グノーシス派にとっては、イエスないしキリストの存在は現在的なものであり、自らが、その境地に達すれば、すなわち真理を認識すれば、いつでも誰にでも可能なものである。そこにおいては、使徒であるとか司祭であるとか平信徒であるとかの区別はない。まさにここに「グノーシス(直接的認識)」と自らを名乗る所以がある。

もうお分かりだろうが、グノーシス派では、然るべき境地に達した者は、先輩だとか、後輩だとか、教会における地位がどうであるとかは関係ない。それはイエスといえども同じである。すなわちグノーシスに達した者は、イエスと同じになるのである。そこでペイゲルスは、例の「双子のトマス」の謎解きに挑んでいる。

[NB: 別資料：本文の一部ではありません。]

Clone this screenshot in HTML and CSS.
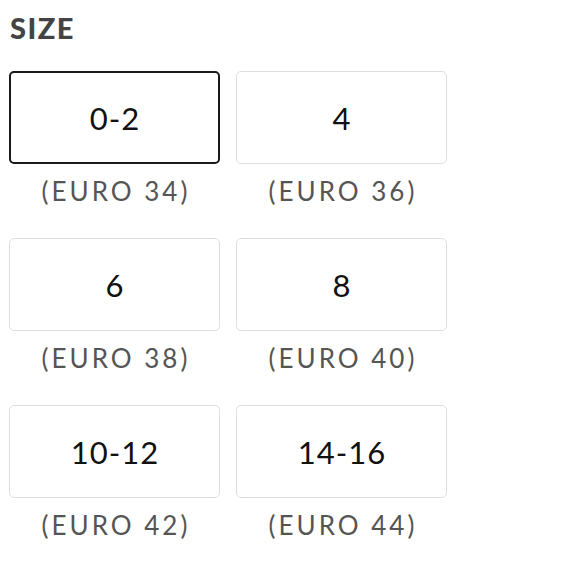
FILE: index.html
```html
<!DOCTYPE html>
<html>
<head>
<meta charset="utf-8">
<link rel="stylesheet" href="styles.css">
</head>
<body>
<div class="panel">
  <h2 class="title">SIZE</h2>
  <div class="grid">
    <div class="item"><div class="box selected">0-2</div><div class="label">(EURO 34)</div></div>
    <div class="item"><div class="box">4</div><div class="label">(EURO 36)</div></div>
    <div class="item"><div class="box">6</div><div class="label">(EURO 38)</div></div>
    <div class="item"><div class="box">8</div><div class="label">(EURO 40)</div></div>
    <div class="item"><div class="box">10-12</div><div class="label">(EURO 42)</div></div>
    <div class="item"><div class="box">14-16</div><div class="label">(EURO 44)</div></div>
  </div>
</div>
</body>
</html>
```
FILE: styles.css
```css
html, body {
  margin: 0;
  padding: 0;
  background: #ffffff;
}
.panel {
  padding: 10px 0 0 9px;
  font-family: "Lato", "DejaVu Sans", sans-serif;
}
.title {
  margin: 0 0 25px 1px;
  font-size: 29px;
  line-height: 36px;
  font-weight: 900;
  color: #444444;
  letter-spacing: 1.5px;
}
.grid {
  display: grid;
  grid-template-columns: 211px 211px;
  column-gap: 16px;
  row-gap: 31px;
}
.item {
  display: flex;
  flex-direction: column;
}
.box {
  box-sizing: border-box;
  height: 93px;
  border: 1.5px solid #dedede;
  border-radius: 5px;
  display: flex;
  align-items: center;
  justify-content: center;
  font-size: 31px;
  color: #111111;
  letter-spacing: 1px;
  padding-left: 1px;
}
.box.selected {
  border: 2px solid #1a1a1a;
}
.label {
  margin-top: 11px;
  line-height: 32px;
  font-size: 26px;
  color: #555555;
  text-align: center;
  letter-spacing: 3px;
  padding-left: 3px;
}
```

「『トマス福音書』と『闘技者トマス』の題名は『あなたがた読者が、イエスの双子の兄弟である』ことを暗示しているのかもしれない。これらの文書を理解するようになる人は誰でも、トマスのようにイエスがその人の『双子』、霊的な『もう一つの自己』であることを発見するのである」(60p)。つまり双子のトマスとは、イエスと同じ境地に達したトマスの意味である。

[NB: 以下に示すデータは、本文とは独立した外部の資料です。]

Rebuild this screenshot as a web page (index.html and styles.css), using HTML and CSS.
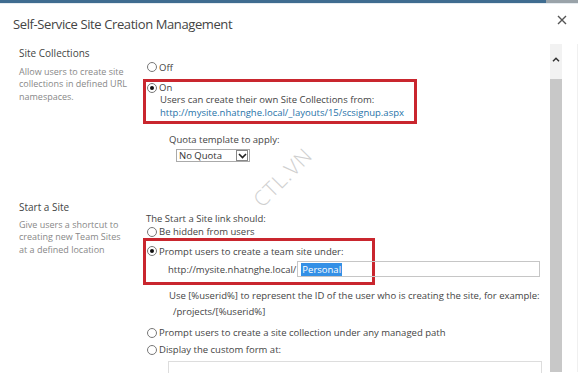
FILE: index.html
```html
<!DOCTYPE html>
<html lang="en">
<head>
    <meta charset="UTF-8">
    <title>Self-Service Site Creation Management</title>
    <link rel="stylesheet" href="styles.css">
</head>
<body>
    <div class="topbar">
        <div class="topbar-blue"></div>
        <div class="topbar-end"></div>
    </div>

    <div class="title-row">
        <h1>Self-Service Site Creation Management</h1>
        <svg class="close" width="10" height="10" viewBox="0 0 10 10">
            <path d="M1 1 L9 9 M9 1 L1 9" stroke="#555" stroke-width="1.4" fill="none"/>
        </svg>
    </div>

    <div class="dialog-body">
        <div class="content">
            <!-- Site Collections -->
            <div class="section first">
                <div class="info">
                    <h2>Site Collections</h2>
                    <p>Allow users to create site<br>collections in defined URL<br>namespaces.</p>
                </div>
                <div class="controls">
                    <div class="option off-row"><span class="radio"></span>Off</div>
                    <div class="highlight box-one">
                        <div class="option on-row"><span class="radio checked"></span>On</div>
                        <div class="note">Users can create their own Site Collections from:</div>
                        <a class="note link" href="#">http://mysite.nhatnghe.local/_layouts/15/scsignup.aspx</a>
                    </div>
                    <div class="quota">
                        <div class="quota-label">Quota template to apply:</div>
                        <div class="select">
                            <span class="select-text">No Quota</span>
                            <span class="select-btn">
                                <svg width="9" height="6" viewBox="0 0 9 6">
                                    <path d="M1 1 L4.5 4.5 L8 1" stroke="#222" stroke-width="1.6" fill="none"/>
                                </svg>
                            </span>
                        </div>
                    </div>
                </div>
            </div>

            <!-- Start a Site -->
            <div class="section second">
                <div class="info">
                    <h2>Start a Site</h2>
                    <p>Give users a shortcut to<br>creating new Team Sites<br>at a defined location</p>
                </div>
                <div class="controls">
                    <div class="lead">The Start a Site link should:</div>
                    <div class="option hidden-row"><span class="radio"></span>Be hidden from users</div>
                    <div class="highlight box-two">
                        <div class="option prompt-row"><span class="radio checked"></span>Prompt users to create a team site under:</div>
                        <div class="url-row">
                            <span>http://mysite.nhatnghe.local/</span>
                            <div class="text-input wide"><span class="selected">Personal</span></div>
                        </div>
                    </div>
                    <div class="hint">Use [%userid%] to represent the ID of the user who is creating the site, for example:</div>
                    <div class="hint example">/projects/[%userid%]</div>
                    <div class="option row-tall first-tall"><span class="radio"></span>Prompt users to create a site collection under any managed path</div>
                    <div class="option row-tall"><span class="radio"></span>Display the custom form at:</div>
                    <div class="text-input form-input"></div>
                </div>
            </div>

            <span class="watermark">CTL.VN</span>
        </div>

        <div class="scrollbar">
            <div class="scroll-up">
                <svg width="8" height="5" viewBox="0 0 8 5">
                    <path d="M1 4.2 L4 1.2 L7 4.2" stroke="#333" stroke-width="1.5" fill="none"/>
                </svg>
            </div>
        </div>
        <div class="edge"></div>
    </div>
</body>
</html>
```

FILE: styles.css
```css
* {
    box-sizing: border-box;
}

body {
    margin: 0;
    width: 578px;
    height: 373px;
    overflow: hidden;
    background: #fff;
    font-family: "Open Sans", "Liberation Sans", sans-serif;
    font-size: 9.5px;
    color: #444;
}

.topbar {
    display: flex;
    height: 4px;
    border-bottom: 1px solid #e6ecf1;
}

.topbar-blue {
    flex: 1;
    background: #3f6c90;
}

.topbar-end {
    width: 32px;
    background: #9aa3a9;
}

.title-row {
    display: flex;
    justify-content: space-between;
    align-items: center;
    height: 40px;
    padding: 0 11px 0 13px;
}

h1 {
    margin: 0;
    font-size: 13px;
    font-weight: 400;
    color: #444;
    letter-spacing: -0.4px;
}

.close {
    margin-top: -8px;
}

.dialog-body {
    display: flex;
    height: 328px;
}

.content {
    position: relative;
    flex: 1;
    padding-left: 19px;
}

.section {
    display: flex;
}

.section.second {
    margin-top: 38px;
}

.info {
    width: 124px;
}

h2 {
    margin: 2px 0 0;
    font-size: 10px;
    font-weight: 400;
    line-height: 14px;
    color: #444;
}

.section.second h2 {
    margin-top: 0;
}

.info p {
    margin: 6px 0 0;
    font-size: 9px;
    line-height: 12.3px;
    color: #888;
}

.section.second .info p {
    margin-top: 5px;
}

.controls {
    flex: 1;
}

.option {
    display: flex;
    align-items: center;
    padding-left: 4px;
}

.radio {
    display: inline-block;
    width: 10px;
    height: 10px;
    margin-right: 2px;
    border: 1px solid #777;
    border-radius: 50%;
    background: #fff;
    position: relative;
}

.radio.checked::after {
    content: "";
    position: absolute;
    left: 2px;
    top: 2px;
    width: 4px;
    height: 4px;
    border-radius: 50%;
    background: #111;
}

.off-row {
    margin-top: 14px;
    height: 18px;
}

.highlight {
    border: 3px solid #c9262e;
}

.highlight .option {
    padding-left: 1px;
}

.box-one {
    margin-top: 3px;
    width: 274px;
    padding-bottom: 2px;
}

.on-row {
    height: 11px;
}

.note {
    display: block;
    padding-left: 14px;
    line-height: 13px;
}

.link {
    color: #2672a8;
    text-decoration: none;
}

.quota {
    margin-top: 9px;
    padding-left: 26px;
}

.quota-label {
    line-height: 13px;
}

.select {
    display: flex;
    align-items: center;
    width: 74px;
    height: 13px;
    margin: 3px 0 0 7px;
    border: 1px solid #aaa;
}

.select-text {
    flex: 1;
    padding-left: 2px;
    line-height: 11px;
    color: #333;
}

.select-btn {
    display: flex;
    align-items: center;
    justify-content: center;
    width: 12px;
    height: 11px;
    margin-right: 1px;
    border: 1px solid #888;
}

.lead {
    margin-top: 12px;
    padding-left: 3px;
    line-height: 13px;
}

.hidden-row {
    height: 13px;
}

.box-two {
    width: 232px;
    padding: 3px 0 5px;
}

.prompt-row {
    height: 14px;
}

.url-row {
    display: flex;
    align-items: center;
    margin-top: 3px;
    padding-left: 22px;
    white-space: nowrap;
}

.text-input {
    height: 16px;
    border: 1px solid #c6c6c6;
    background: transparent;
}

.text-input.wide {
    width: 243px;
    margin-left: 1px;
    flex-shrink: 0;
    padding: 1px 0 0 3px;
}

.selected {
    display: inline-block;
    padding: 0 1px;
    line-height: 13px;
    background: #3390e6;
    color: #fff;
}

.hint {
    margin-top: 4px;
    padding-left: 26px;
    line-height: 14px;
}

.hint.example {
    margin-top: 2px;
    padding-left: 30px;
}

.row-tall {
    height: 17px;
}

.first-tall {
    margin-top: 5px;
}

.form-input {
    width: 374px;
    height: 24px;
    margin: 3px 0 0 25px;
    border-color: #ddd;
}

.watermark {
    position: absolute;
    left: 246px;
    top: 119px;
    font-size: 21px;
    font-weight: 300;
    color: #cfcfcf;
    letter-spacing: 1px;
    transform: rotate(-45deg);
}

.scrollbar {
    width: 12px;
    background: #c8c8c8;
}

.scroll-up {
    display: flex;
    justify-content: center;
    padding-top: 13px;
    height: 35px;
    background: #f2f2f2;
}

.edge {
    width: 16px;
    border-right: 1px solid #f0f0f0;
}
```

さらに引用を続ける。「バブテスト派やフレンド派や、その他多くの教派のように、グノーシス主義者は、霊を得たものはすべて神と直接対話できると確信していたのである。ヴァレンティノスの教え子の一人、グノーシス派の教師ヘラクレオンは、『初めのうちは、人々は他の人の証言のゆえに信じる』がその後に『真理そのものによって信じるようになる』と述べている」(62p)。

このように人々が自分自身の体験によって自らを深めていくことを、ペイゲルスは次のように喩えている。「今日の芸術家の集まりと同様、グノーシス主義者は、独創的で創造的な創作力を、精神的に活動するようになるもののしるしとみなした。各人が画家や作家の弟子のように、教わったことを修正したり変形して、自分自身の知覚を表現することが期待されていた。教師の言葉をただ単に反復するものは、誰でも、未熟者とみなされたのである」(61p)。